╔══

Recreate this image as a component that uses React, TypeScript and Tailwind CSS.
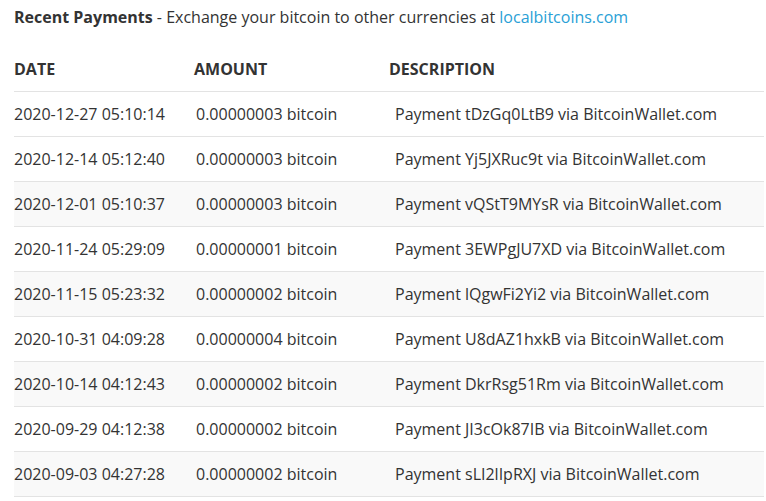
const payments = [
  ["2020-12-27 05:10:14", "0.00000003", "tDzGq0LtB9"],
  ["2020-12-14 05:12:40", "0.00000003", "Yj5JXRuc9t"],
  ["2020-12-01 05:10:37", "0.00000003", "vQStT9MYsR"],
  ["2020-11-24 05:29:09", "0.00000001", "3EWPgJU7XD"],
  ["2020-11-15 05:23:32", "0.00000002", "lQgwFi2Yi2"],
  ["2020-10-31 04:09:28", "0.00000004", "U8dAZ1hxkB"],
  ["2020-10-14 04:12:43", "0.00000002", "DkrRsg51Rm"],
  ["2020-09-29 04:12:38", "0.00000002", "JI3cOk87IB"],
  ["2020-09-03 04:27:28", "0.00000002", "sLI2lIpRXJ"],
];

export default function App() {
  return (
    <div className="min-h-screen bg-white pl-[14px] pr-[2px] text-[16px] text-[#333] [font-family:'Open_Sans',sans-serif]">
      <p className="flex h-[33px] items-center whitespace-pre">
        <span className="font-bold">Recent Payments</span>
        <span> - Exchange your bitcoin to other currencies at </span>
        <a href="#" className="text-[#2a9fd6]">
          localbitcoins.com
        </a>
      </p>
      <div className="mt-[13px] flex h-[45px] items-center font-bold">
        <div className="w-[180px]">DATE</div>
        <div className="w-[195px]">AMOUNT</div>
        <div>DESCRIPTION</div>
      </div>
      <div className="border-b border-[#e3e3e3]">
        {payments.map(([date, amount, code], i) => (
          <div
            key={date}
            className={`flex h-[45px] items-center border-t border-[#e3e3e3] ${i % 2 === 0 && i > 0 ? "bg-[#f9f9f9]" : ""}`}
          >
            <div className="w-[182px]">{date}</div>
            <div className="w-[199px]">{amount} bitcoin</div>
            <div>Payment {code} via BitcoinWallet.com</div>
          </div>
        ))}
      </div>
    </div>
  );
}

╚══

> **THE PROBLEM**
Print the listing above in full, exactly as written. Omit any pictures.

> **FINAL RESULT**
Recreate this image as a component that uses React, TypeScript and Tailwind CSS.
const payments = [
  ["2020-12-27 05:10:14", "0.00000003", "tDzGq0LtB9"],
  ["2020-12-14 05:12:40", "0.00000003", "Yj5JXRuc9t"],
  ["2020-12-01 05:10:37", "0.00000003", "vQStT9MYsR"],
  ["2020-11-24 05:29:09", "0.00000001", "3EWPgJU7XD"],
  ["2020-11-15 05:23:32", "0.00000002", "lQgwFi2Yi2"],
  ["2020-10-31 04:09:28", "0.00000004", "U8dAZ1hxkB"],
  ["2020-10-14 04:12:43", "0.00000002", "DkrRsg51Rm"],
  ["2020-09-29 04:12:38", "0.00000002", "JI3cOk87IB"],
  ["2020-09-03 04:27:28", "0.00000002", "sLI2lIpRXJ"],
];

export default function App() {
  return (
    <div className="min-h-screen bg-white pl-[14px] pr-[2px] text-[16px] text-[#333] [font-family:'Open_Sans',sans-serif]">
      <p className="flex h-[33px] items-center whitespace-pre">
        <span className="font-bold">Recent Payments</span>
        <span> - Exchange your bitcoin to other currencies at </span>
        <a href="#" className="text-[#2a9fd6]">
          localbitcoins.com
        </a>
      </p>
      <div className="mt-[13px] flex h-[45px] items-center font-bold">
        <div className="w-[180px]">DATE</div>
        <div className="w-[195px]">AMOUNT</div>
        <div>DESCRIPTION</div>
      </div>
      <div className="border-b border-[#e3e3e3]">
        {payments.map(([date, amount, code], i) => (
          <div
            key={date}
            className={`flex h-[45px] items-center border-t border-[#e3e3e3] ${i % 2 === 0 && i > 0 ? "bg-[#f9f9f9]" : ""}`}
          >
            <div className="w-[182px]">{date}</div>
            <div className="w-[199px]">{amount} bitcoin</div>
            <div>Payment {code} via BitcoinWallet.com</div>
          </div>
        ))}
      </div>
    </div>
  );
}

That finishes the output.